Grollman sat at the table in the library next to Dr Walker’s office with the other renal fellows and Dr Irvin Trucker waiting for something to happen.  Grollman’s head was covered by a black cloud, a real peasouper.  He felt more like a nephologist than a nephrologist.  That morning he had gone on rounds with Dr Trucker and those renal fellows who could be persuaded to show up at 7 AM.

Trucker had graduated from Mineralwater in the same class with Milton Lance.  And though he was several years older than Milt, he was junior to him in the academic pecking order.  He was still an assistant professor, while Milt had recently become an associate professor.  Though extraordinarily bright and knowledgeable, he was intimidated by Milt and awed by Dr Walker.  He made up for this by being a real dork to everyone else.  He was so mean that everybody liked him.

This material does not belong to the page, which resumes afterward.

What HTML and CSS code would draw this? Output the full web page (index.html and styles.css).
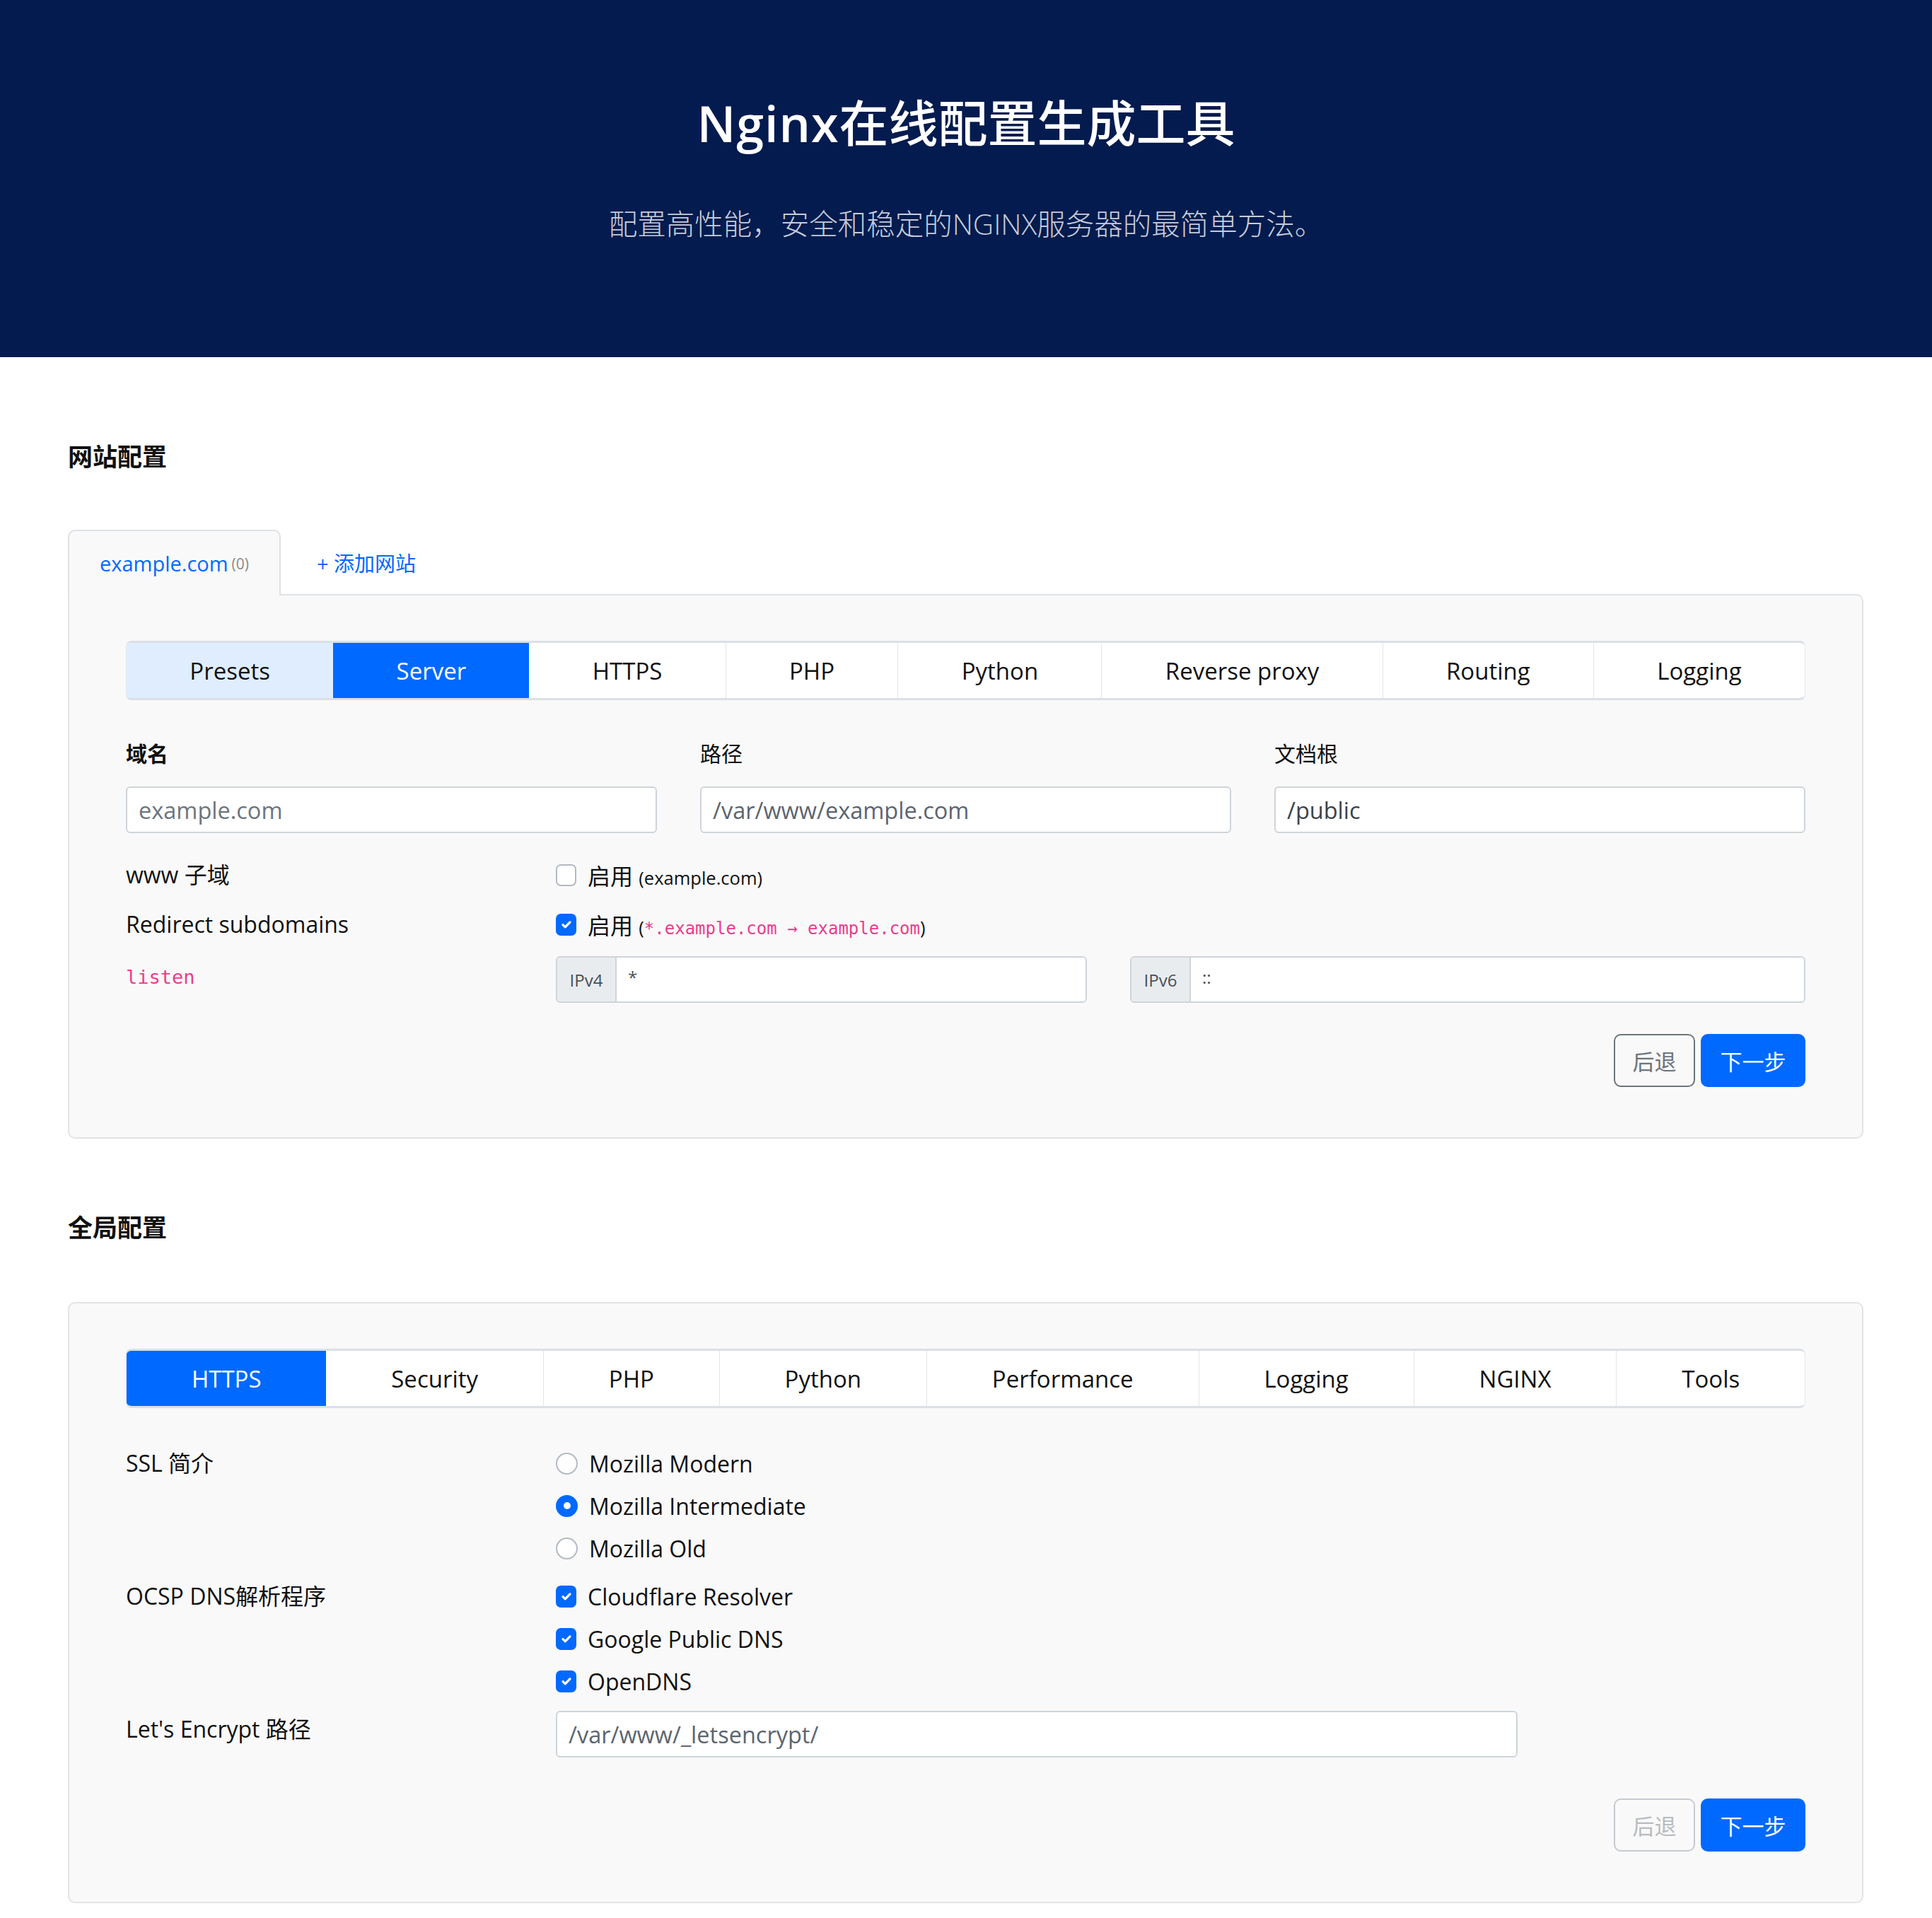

At exactly 7 AM everybody met in the cafeteria to drink coffee for an hour.  Grollman didn’t know who his fellow rounders were and didn’t soon find out because no one talked.  After 60 minutes of scowling into his coffee cup, Trucker got up and headed for the elevator leaving everybody bobbing in his wake.  Grollman was the next to last bob and almost missed the morning’s last elevator to the medicine floor.

Dealy Hospital was Mineralwater’s county hospital.  It served as the teaching hospital for the medical school.  The hospital’s governing board and officers were appointed by the county commissioners who controlled its budget.  This arrangement saved the state the expense of building a teaching hospital for the medical school and ensured that the school and the hospital would hate each other until good triumphed over evil, until the lion lay down with the lamb, and until congress went on a kosher diet.  The school’s faculty provided free medical care for the indigent patients that filled all of Dealy’s beds.  The school was still years from realizing how screwed it was by the one-sided contract it had signed years ago with the hospital.

William Black was one of two clinical fellows.  His job was to present the patients he had seen over the previous week that needed faculty input or who he thought had some teaching value.  Grollman’s fellow bobbers were a gang of students, medical residents, and a few research fellows seeking a respite from veterinary medicine.